• [AVAILABLE DATA]:
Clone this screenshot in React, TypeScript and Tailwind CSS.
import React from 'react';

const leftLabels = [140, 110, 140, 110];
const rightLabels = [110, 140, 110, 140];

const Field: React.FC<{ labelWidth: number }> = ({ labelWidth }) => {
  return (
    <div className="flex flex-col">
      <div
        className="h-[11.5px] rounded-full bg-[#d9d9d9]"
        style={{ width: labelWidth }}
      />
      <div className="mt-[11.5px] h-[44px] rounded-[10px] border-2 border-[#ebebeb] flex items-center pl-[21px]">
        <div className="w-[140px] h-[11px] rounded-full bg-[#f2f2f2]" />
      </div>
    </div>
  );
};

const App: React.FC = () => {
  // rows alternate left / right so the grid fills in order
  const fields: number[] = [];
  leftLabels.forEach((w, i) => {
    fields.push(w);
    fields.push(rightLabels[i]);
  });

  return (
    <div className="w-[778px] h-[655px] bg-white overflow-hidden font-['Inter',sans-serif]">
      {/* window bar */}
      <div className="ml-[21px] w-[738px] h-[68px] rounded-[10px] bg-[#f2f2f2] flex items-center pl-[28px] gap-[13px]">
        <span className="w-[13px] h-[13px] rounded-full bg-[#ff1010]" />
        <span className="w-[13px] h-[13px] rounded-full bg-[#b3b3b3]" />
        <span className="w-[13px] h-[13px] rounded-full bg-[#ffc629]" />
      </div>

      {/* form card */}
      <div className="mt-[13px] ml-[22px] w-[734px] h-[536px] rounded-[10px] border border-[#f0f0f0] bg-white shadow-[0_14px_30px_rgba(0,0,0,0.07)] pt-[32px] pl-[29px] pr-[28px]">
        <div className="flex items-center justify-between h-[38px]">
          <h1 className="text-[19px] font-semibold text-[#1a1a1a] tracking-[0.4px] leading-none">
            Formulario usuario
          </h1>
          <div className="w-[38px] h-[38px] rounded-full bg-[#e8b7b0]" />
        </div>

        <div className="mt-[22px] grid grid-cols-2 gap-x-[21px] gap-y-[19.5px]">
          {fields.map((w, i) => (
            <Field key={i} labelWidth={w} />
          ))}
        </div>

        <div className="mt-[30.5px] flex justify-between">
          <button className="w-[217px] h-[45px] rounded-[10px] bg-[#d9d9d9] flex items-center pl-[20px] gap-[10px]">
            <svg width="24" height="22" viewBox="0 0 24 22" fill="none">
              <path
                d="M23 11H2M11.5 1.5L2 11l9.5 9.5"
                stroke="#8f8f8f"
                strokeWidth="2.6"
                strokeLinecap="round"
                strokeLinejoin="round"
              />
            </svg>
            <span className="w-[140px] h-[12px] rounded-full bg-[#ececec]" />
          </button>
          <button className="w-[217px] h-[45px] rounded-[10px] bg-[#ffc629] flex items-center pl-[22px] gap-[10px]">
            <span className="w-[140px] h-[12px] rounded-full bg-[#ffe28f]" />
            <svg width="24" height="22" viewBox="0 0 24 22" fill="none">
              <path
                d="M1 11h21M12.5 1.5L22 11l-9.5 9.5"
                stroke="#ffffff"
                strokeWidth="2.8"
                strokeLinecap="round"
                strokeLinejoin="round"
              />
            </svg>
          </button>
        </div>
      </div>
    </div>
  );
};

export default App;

• [BRIEF]:
Recopy all the lines exactly as they appear.

• [EXERCISE RESULT]:
Clone this screenshot in React, TypeScript and Tailwind CSS.
import React from 'react';

const leftLabels = [140, 110, 140, 110];
const rightLabels = [110, 140, 110, 140];

const Field: React.FC<{ labelWidth: number }> = ({ labelWidth }) => {
  return (
    <div className="flex flex-col">
      <div
        className="h-[11.5px] rounded-full bg-[#d9d9d9]"
        style={{ width: labelWidth }}
      />
      <div className="mt-[11.5px] h-[44px] rounded-[10px] border-2 border-[#ebebeb] flex items-center pl-[21px]">
        <div className="w-[140px] h-[11px] rounded-full bg-[#f2f2f2]" />
      </div>
    </div>
  );
};

const App: React.FC = () => {
  // rows alternate left / right so the grid fills in order
  const fields: number[] = [];
  leftLabels.forEach((w, i) => {
    fields.push(w);
    fields.push(rightLabels[i]);
  });

  return (
    <div className="w-[778px] h-[655px] bg-white overflow-hidden font-['Inter',sans-serif]">
      {/* window bar */}
      <div className="ml-[21px] w-[738px] h-[68px] rounded-[10px] bg-[#f2f2f2] flex items-center pl-[28px] gap-[13px]">
        <span className="w-[13px] h-[13px] rounded-full bg-[#ff1010]" />
        <span className="w-[13px] h-[13px] rounded-full bg-[#b3b3b3]" />
        <span className="w-[13px] h-[13px] rounded-full bg-[#ffc629]" />
      </div>

      {/* form card */}
      <div className="mt-[13px] ml-[22px] w-[734px] h-[536px] rounded-[10px] border border-[#f0f0f0] bg-white shadow-[0_14px_30px_rgba(0,0,0,0.07)] pt-[32px] pl-[29px] pr-[28px]">
        <div className="flex items-center justify-between h-[38px]">
          <h1 className="text-[19px] font-semibold text-[#1a1a1a] tracking-[0.4px] leading-none">
            Formulario usuario
          </h1>
          <div className="w-[38px] h-[38px] rounded-full bg-[#e8b7b0]" />
        </div>

        <div className="mt-[22px] grid grid-cols-2 gap-x-[21px] gap-y-[19.5px]">
          {fields.map((w, i) => (
            <Field key={i} labelWidth={w} />
          ))}
        </div>

        <div className="mt-[30.5px] flex justify-between">
          <button className="w-[217px] h-[45px] rounded-[10px] bg-[#d9d9d9] flex items-center pl-[20px] gap-[10px]">
            <svg width="24" height="22" viewBox="0 0 24 22" fill="none">
              <path
                d="M23 11H2M11.5 1.5L2 11l9.5 9.5"
                stroke="#8f8f8f"
                strokeWidth="2.6"
                strokeLinecap="round"
                strokeLinejoin="round"
              />
            </svg>
            <span className="w-[140px] h-[12px] rounded-full bg-[#ececec]" />
          </button>
          <button className="w-[217px] h-[45px] rounded-[10px] bg-[#ffc629] flex items-center pl-[22px] gap-[10px]">
            <span className="w-[140px] h-[12px] rounded-full bg-[#ffe28f]" />
            <svg width="24" height="22" viewBox="0 0 24 22" fill="none">
              <path
                d="M1 11h21M12.5 1.5L22 11l-9.5 9.5"
                stroke="#ffffff"
                strokeWidth="2.8"
                strokeLinecap="round"
                strokeLinejoin="round"
              />
            </svg>
          </button>
        </div>
      </div>
    </div>
  );
};

export default App;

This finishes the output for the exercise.